333-54184) (such registration statement, the "Registration Statement") relating
to the Securities. The Registration Statement has been filed with the Securities
and Exchange Commission (the "Commission") under the Securities Act of 1933, as
amended (the "1933 Act"), and the rules and regulations promulgated thereunder.
As set forth in the Registration Statement, each Series of Certificates will be
issued under and pursuant to the conditions of a separate pooling and servicing
agreement (each, a "Pooling and Servicing Agreement") among one of the
Transferors, as transferor, Aames Capital Corporation, as servicer (in such
capacity, the "Servicer"), and a trustee to be identified in the prospectus
supplement for such Series of Certificates (the "Trustee" for such Series of
Certificates); each Series of Bonds will be issued under and pursuant to the
conditions of an indenture (each, an "Indenture") between ACAC or a trust,
partnership, limited liability company or corporation formed by ACAC solely for
the purpose of issuing the related Series of Bonds (ACAC or any such entity, as
applicable, the "Bond Issuer") and a trustee to be identified in the prospectus
supplement for such Series of Bonds (the "Trustee" for such Series of Bonds).

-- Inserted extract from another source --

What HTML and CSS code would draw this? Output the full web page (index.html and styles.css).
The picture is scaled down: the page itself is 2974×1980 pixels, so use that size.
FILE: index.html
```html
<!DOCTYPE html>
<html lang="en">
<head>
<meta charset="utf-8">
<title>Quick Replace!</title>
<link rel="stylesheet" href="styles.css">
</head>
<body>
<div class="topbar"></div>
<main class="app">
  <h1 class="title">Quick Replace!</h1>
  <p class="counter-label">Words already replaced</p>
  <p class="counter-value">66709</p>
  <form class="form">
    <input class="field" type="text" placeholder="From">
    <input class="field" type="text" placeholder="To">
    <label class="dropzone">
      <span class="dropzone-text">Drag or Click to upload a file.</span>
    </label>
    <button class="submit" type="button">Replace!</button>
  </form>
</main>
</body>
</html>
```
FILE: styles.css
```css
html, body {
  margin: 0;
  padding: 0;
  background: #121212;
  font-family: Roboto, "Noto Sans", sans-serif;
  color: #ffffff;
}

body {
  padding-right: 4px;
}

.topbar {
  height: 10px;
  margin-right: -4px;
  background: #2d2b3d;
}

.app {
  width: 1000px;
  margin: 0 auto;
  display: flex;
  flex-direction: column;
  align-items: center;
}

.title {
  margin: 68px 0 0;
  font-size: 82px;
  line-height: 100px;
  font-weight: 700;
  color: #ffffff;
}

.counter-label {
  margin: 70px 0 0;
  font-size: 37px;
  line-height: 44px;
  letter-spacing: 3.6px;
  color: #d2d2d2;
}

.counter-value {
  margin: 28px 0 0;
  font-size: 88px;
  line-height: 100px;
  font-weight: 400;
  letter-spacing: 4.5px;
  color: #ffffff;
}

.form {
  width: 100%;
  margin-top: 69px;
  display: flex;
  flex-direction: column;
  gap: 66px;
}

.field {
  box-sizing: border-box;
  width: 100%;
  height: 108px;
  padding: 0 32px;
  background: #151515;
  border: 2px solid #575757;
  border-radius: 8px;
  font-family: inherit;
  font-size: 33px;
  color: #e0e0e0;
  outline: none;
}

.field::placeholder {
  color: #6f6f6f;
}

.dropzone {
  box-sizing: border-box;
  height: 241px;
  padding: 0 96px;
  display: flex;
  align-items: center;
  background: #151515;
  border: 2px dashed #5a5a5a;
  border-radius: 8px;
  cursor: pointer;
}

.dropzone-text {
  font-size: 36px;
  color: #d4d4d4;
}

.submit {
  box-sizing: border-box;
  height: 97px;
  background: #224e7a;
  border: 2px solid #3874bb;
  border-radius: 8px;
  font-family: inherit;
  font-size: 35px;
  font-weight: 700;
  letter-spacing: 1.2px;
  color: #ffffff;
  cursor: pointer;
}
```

         We have examined the prospectus contained in the Registration Statement
(the "Prospectus") and such other documents, records and instruments we have
deemed necessary for the purpose of rendering this opinion.

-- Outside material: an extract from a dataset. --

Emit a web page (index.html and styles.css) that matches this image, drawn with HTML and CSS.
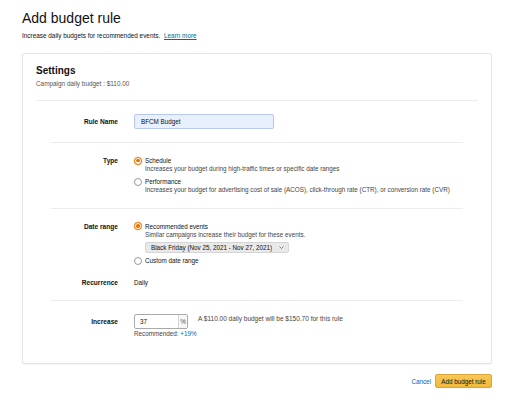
FILE: index.html
```html
<!DOCTYPE html>
<html>
<head>
<meta charset="utf-8">
<link rel="stylesheet" href="styles.css">
</head>
<body>
<div class="page">
  <h1 class="title">Add budget rule</h1>
  <p class="subtitle">Increase daily budgets for recommended events. <a class="link" href="#">Learn more</a></p>

  <section class="card">
    <header class="card-head">
      <h2 class="card-title">Settings</h2>
      <p class="meta">Campaign daily budget : $110.00</p>
    </header>

    <div class="rows">
      <div class="section">
        <div class="row">
          <div class="label label-input">Rule Name</div>
          <div class="field">
            <div class="text-input">BFCM Budget</div>
          </div>
        </div>
      </div>

      <div class="section">
        <div class="row">
          <div class="label">Type</div>
          <div class="field options">
            <div class="option">
              <div class="radio-line"><span class="radio checked"></span><span>Schedule</span></div>
              <div class="desc">Increases your budget during high-traffic times or specific date ranges</div>
            </div>
            <div class="option">
              <div class="radio-line"><span class="radio"></span><span>Performance</span></div>
              <div class="desc">Increases your budget for advertising cost of sale (ACOS), click-through rate (CTR), or conversion rate (CVR)</div>
            </div>
          </div>
        </div>
      </div>

      <div class="section group">
        <div class="row">
          <div class="label">Date range</div>
          <div class="field">
            <div class="option">
              <div class="radio-line"><span class="radio checked"></span><span>Recommended events</span></div>
              <div class="desc">Similar campaigns increase their budget for these events.</div>
              <div class="dropdown-wrap">
                <div class="dropdown">
                  <span>Black Friday (Nov 25, 2021 - Nov 27, 2021)</span>
                  <svg class="chev" width="5" height="3" viewBox="0 0 5 3"><path d="M0.5 0.5 L2.5 2.5 L4.5 0.5" fill="none" stroke="#555" stroke-width="0.7"/></svg>
                </div>
              </div>
            </div>
            <div class="option option-gap">
              <div class="radio-line"><span class="radio"></span><span>Custom date range</span></div>
            </div>
          </div>
        </div>
        <div class="row">
          <div class="label">Recurrence</div>
          <div class="field"><div class="plain">Daily</div></div>
        </div>
      </div>

      <div class="section">
        <div class="row">
          <div class="label label-input">Increase</div>
          <div class="field">
            <div class="increase-line">
              <div class="pct-input">
                <span class="pct-value">37</span>
                <span class="pct-addon">%</span>
              </div>
              <span class="hint">A $110.00 daily budget will be $150.70 for this rule</span>
            </div>
            <div class="recommend">Recommended: <span class="blue">+19%</span></div>
          </div>
        </div>
      </div>
    </div>
  </section>

  <div class="actions">
    <a class="cancel" href="#">Cancel</a>
    <button class="primary">Add budget rule</button>
  </div>
</div>
</body>
</html>
```

FILE: styles.css
```css
* { box-sizing: border-box; }
html, body { margin: 0; padding: 0; background: #fff; }
body {
  font-family: "Liberation Sans", Arial, sans-serif;
  color: #111;
}
.page {
  width: 512px;
  padding: 10px 20px 0 22px;
}
.title {
  margin: 0;
  font-size: 14px;
  line-height: 17px;
  font-weight: 400;
  color: #111;
}
.subtitle {
  margin: 4px 0 0;
  font-size: 6.4px;
  line-height: 9px;
  color: #111;
}
.link {
  color: #007185;
  text-decoration: underline;
  margin-left: 2px;
}
.card {
  margin-top: 13px;
  width: 470px;
  border: 1px solid #e4e4e4;
  border-radius: 2px;
  box-shadow: 0 1px 1px rgba(0,0,0,0.04);
  padding: 11px 13px 12px;
}
.card-head {
  border-bottom: 1px solid #ececec;
  padding-bottom: 13px;
}
.card-title {
  margin: 0;
  font-size: 10px;
  line-height: 12px;
  font-weight: 700;
}
.meta {
  margin: 3px 0 0;
  font-size: 6.4px;
  line-height: 7px;
  color: #555;
}
.rows {
  margin: 0 15px;
}
.section {
  padding: 13px 0;
  border-top: 1px solid #ececec;
}
.section:first-child { border-top: none; }
.group {
  display: flex;
  flex-direction: column;
  gap: 13px;
}
.row {
  display: grid;
  grid-template-columns: 67px 1fr;
  column-gap: 16px;
  align-items: start;
}
.label {
  text-align: right;
  font-size: 6.6px;
  line-height: 9px;
  font-weight: 700;
  color: #111;
}
.label-input { line-height: 15px; }
.field {
  font-size: 6.3px;
  color: #111;
}
.text-input {
  width: 140px;
  height: 15px;
  background: #e8f0fe;
  border: 1px solid #b6c9ea;
  border-radius: 2px;
  padding: 0 6px;
  line-height: 13px;
  font-size: 6.3px;
  color: #111;
}
.options {
  display: flex;
  flex-direction: column;
  gap: 3.5px;
}
.radio-line {
  display: flex;
  align-items: center;
  gap: 3px;
  height: 9px;
  line-height: 9px;
}
.radio {
  width: 8px;
  height: 8px;
  border-radius: 50%;
  border: 0.8px solid #9a9a9a;
  background: #fff;
  flex: none;
  position: relative;
}
.radio.checked {
  border-color: #e77600;
  box-shadow: 0 0 1.5px rgba(228,121,17,0.6);
}
.radio.checked::after {
  content: "";
  position: absolute;
  left: 50%;
  top: 50%;
  width: 3.4px;
  height: 3.4px;
  margin: -1.7px 0 0 -1.7px;
  border-radius: 50%;
  background: #e77600;
}
.desc {
  padding-left: 11px;
  line-height: 8.5px;
  color: #444;
}
.dropdown-wrap {
  padding-left: 11px;
  margin-top: 3px;
}
.dropdown {
  display: inline-flex;
  align-items: center;
  gap: 6px;
  height: 11px;
  padding: 0 4px 0 5px;
  width: 144px;
  background: #e9e9e9;
  border: 0.6px solid #d5d5d5;
  border-radius: 2px;
  color: #111;
  font-size: 6.3px;
}
.chev { margin-left: auto; }
.option-gap { margin-top: 3px; }
.plain { line-height: 9px; }
.increase-line {
  display: flex;
  align-items: flex-start;
  gap: 10px;
}
.pct-input {
  display: flex;
  width: 54px;
  height: 15px;
  border: 1px solid #a9a9a9;
  border-radius: 2px;
  background: #fff;
  overflow: hidden;
}
.pct-value {
  flex: 1;
  padding-left: 5px;
  line-height: 13px;
}
.pct-addon {
  width: 9px;
  border-left: 1px solid #d5d5d5;
  background: #f7f7f7;
  text-align: center;
  line-height: 13px;
  color: #555;
}
.hint {
  font-size: 6.5px;
  line-height: 9px;
  color: #444;
}
.recommend {
  margin-top: 1px;
  line-height: 8px;
  color: #444;
}
.blue { color: #0066c0; }
.actions {
  width: 470px;
  display: flex;
  justify-content: flex-end;
  align-items: center;
  gap: 4px;
  margin-top: 10px;
}
.cancel {
  color: #0066c0;
  text-decoration: none;
  font-size: 6.3px;
}
.primary {
  height: 14px;
  width: 57px;
  padding: 0;
  border: 0.6px solid #d9a63b;
  border-radius: 2px;
  background: linear-gradient(#f7c756, #f0b93a);
  color: #111;
  font-family: "Liberation Sans", Arial, sans-serif;
  font-size: 6.3px;
  font-weight: 500;
}
```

         In arriving at the opinion expressed below, we have assumed that each
Pooling and Servicing Agreement and each Indenture will be duly authorized by
all necessary corporate action on the part of the related transferor or Bond
Issuer, as applicable, the related Trustee, the Servicer, as applicable, and any
other party thereto for the related Series of Certificates or Bonds and will be
duly executed and delivered by the related Transferor or Bond Issuer, as
applicable, the related Trustee, the Servicer, as applicable, and any other
party thereto substantially in the form filed as an exhibit to the Registration
Statement, that the Certificates or the Bonds of each Series will be duly
executed and delivered substantially in the forms contemplated by the Pooling
and Servicing Agreement or the Indenture, as applicable, and that the
Certificates or the Bonds will be sold in the manner described in the
Registration Statement.

         Based upon such examination and the qualifications set forth herein and
in reliance thereon, we are of the opinion that the description of federal
income tax consequences appearing under the captions "Certain Federal Income Tax
Consequences" in the Prospectus accurately describes the material federal income
tax consequences to holders of the Securities.

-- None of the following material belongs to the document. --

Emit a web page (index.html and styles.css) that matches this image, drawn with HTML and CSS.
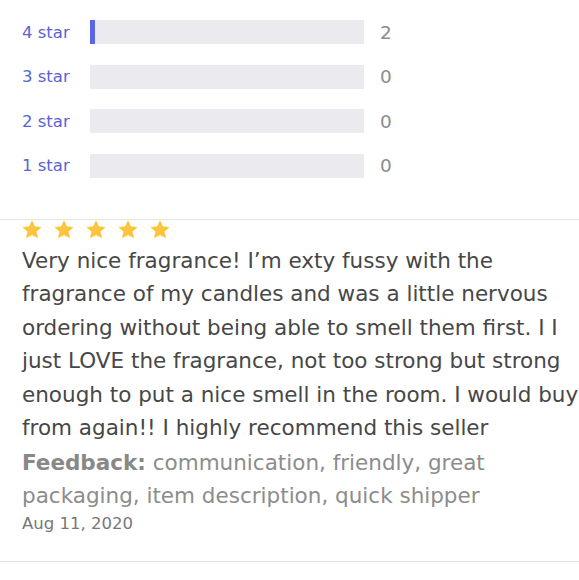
FILE: index.html
```html
<!DOCTYPE html>
<html lang="en">
<head>
<meta charset="utf-8">
<title>Reviews</title>
<link rel="stylesheet" href="styles.css">
</head>
<body>
<section class="histogram">
  <div class="row">
    <span class="label">4 star</span>
    <div class="bar"><div class="fill" style="width: 2%"></div></div>
    <span class="count">2</span>
  </div>
  <div class="row">
    <span class="label">3 star</span>
    <div class="bar"></div>
    <span class="count">0</span>
  </div>
  <div class="row">
    <span class="label">2 star</span>
    <div class="bar"></div>
    <span class="count">0</span>
  </div>
  <div class="row">
    <span class="label">1 star</span>
    <div class="bar"></div>
    <span class="count">0</span>
  </div>
</section>
<article class="review">
  <div class="stars">
    <svg class="star" viewBox="1 1.5 22 20.5"><path d="M12 1.5l3.1 6.9 7.4.7-5.6 5 1.7 7.4L12 17.7l-6.6 3.8 1.7-7.4-5.6-5 7.4-.7z"/></svg>
    <svg class="star" viewBox="1 1.5 22 20.5"><path d="M12 1.5l3.1 6.9 7.4.7-5.6 5 1.7 7.4L12 17.7l-6.6 3.8 1.7-7.4-5.6-5 7.4-.7z"/></svg>
    <svg class="star" viewBox="1 1.5 22 20.5"><path d="M12 1.5l3.1 6.9 7.4.7-5.6 5 1.7 7.4L12 17.7l-6.6 3.8 1.7-7.4-5.6-5 7.4-.7z"/></svg>
    <svg class="star" viewBox="1 1.5 22 20.5"><path d="M12 1.5l3.1 6.9 7.4.7-5.6 5 1.7 7.4L12 17.7l-6.6 3.8 1.7-7.4-5.6-5 7.4-.7z"/></svg>
    <svg class="star" viewBox="1 1.5 22 20.5"><path d="M12 1.5l3.1 6.9 7.4.7-5.6 5 1.7 7.4L12 17.7l-6.6 3.8 1.7-7.4-5.6-5 7.4-.7z"/></svg>
  </div>
  <p class="text">Very nice fragrance! I’m exty fussy with the<br>fragrance of my candles and was a little nervous<br>ordering without being able to smell them first. I I<br>just LOVE the fragrance, not too strong but strong<br>enough to put a nice smell in the room. I would buy<br>from again!! I highly recommend this seller</p>
  <p class="feedback"><strong>Feedback:</strong> communication, friendly, great<br>packaging, item description, quick shipper</p>
  <p class="date">Aug 11, 2020</p>
</article>
</body>
</html>
```
FILE: styles.css
```css
html, body {
  margin: 0;
  padding: 0;
  background: #ffffff;
  overflow: hidden;
}
body {
  width: 579px;
  font-family: "DejaVu Sans", "Noto Sans", sans-serif;
}
.histogram {
  display: flex;
  flex-direction: column;
  gap: 20.5px;
  padding: 20px 0 0 22px;
}
.row {
  display: flex;
  align-items: center;
  height: 24px;
}
.label {
  width: 68px;
  font-size: 16.5px;
  color: #5a63d4;
}
.bar {
  width: 274px;
  height: 24px;
  background: #ebebef;
}
.fill {
  height: 100%;
  background: #5a67e0;
}
.count {
  margin-left: 16px;
  font-size: 18.5px;
  color: #8c8c8c;
}
.review {
  margin-top: 41px;
  border-top: 1px solid #e6e6e6;
  border-bottom: 1px solid #e0e0e0;
  padding: 0 0 26px 22px;
}
.stars {
  display: flex;
  gap: 12px;
  height: 19px;
}
.star {
  width: 20px;
  height: 19px;
  fill: #fcc43a;
}
.text {
  width: 700px;
  margin: 5px 0 0;
  font-size: 21.5px;
  line-height: 33.5px;
  color: #474747;
  white-space: nowrap;
}
.feedback {
  margin: 1px 0 0;
  font-size: 21.5px;
  line-height: 33.5px;
  color: #8c8c8c;
  white-space: nowrap;
}
.feedback strong {
  font-weight: 700;
  color: #888888;
}
.date {
  margin: 0;
  font-size: 16.5px;
  line-height: 22px;
  color: #777777;
}
```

         The opinion herein is based upon our interpretations of current law,
including court authority and existing final and temporary treasury regulations,
which are subject to change both prospectively and retroactively, and upon the
facts and assumptions discussed herein. This opinion letter is limited to the
matters set forth herein, and no opinions are intended to be implied or may be
inferred beyond those expressly stated herein. Our opinion is rendered as of the
date hereof and we assume no obligation to update or supplement this opinion or
any matter related to this opinion to reflect any change of fact, circumstances
or law after the date hereof. In addition, our opinion is based on the
assumption that the matter, if litigated, will be properly presented to the
applicable court. Furthermore, our opinion is not binding on the Internal
Revenue Service or a court. Our opinion represents merely our best legal
judgment on the matters presented; others may disagree with our conclusion.
There can be no assurance that the Internal Revenue Service will not take a
contrary position or that a court would agree with our opinion if litigated. In
the event any one of the statements, representations or assumptions we have
relied upon to issue this opinion is incorrect, our opinion might be adversely
affected and may not be relied upon.



         We hereby consent to the filing of this letter as Exhibit 8.1 to the
Registration Statement and to the reference to this firm under the captions
"Certain Federal Income Tax Consequences" in the Prospectus, without implying or
admitting that we are "experts" within the meaning of the 1933 Act or the rules
and regulations of the Commission issued thereunder, with respect to any part of
the Registration Statement, including this Exhibit 8.1.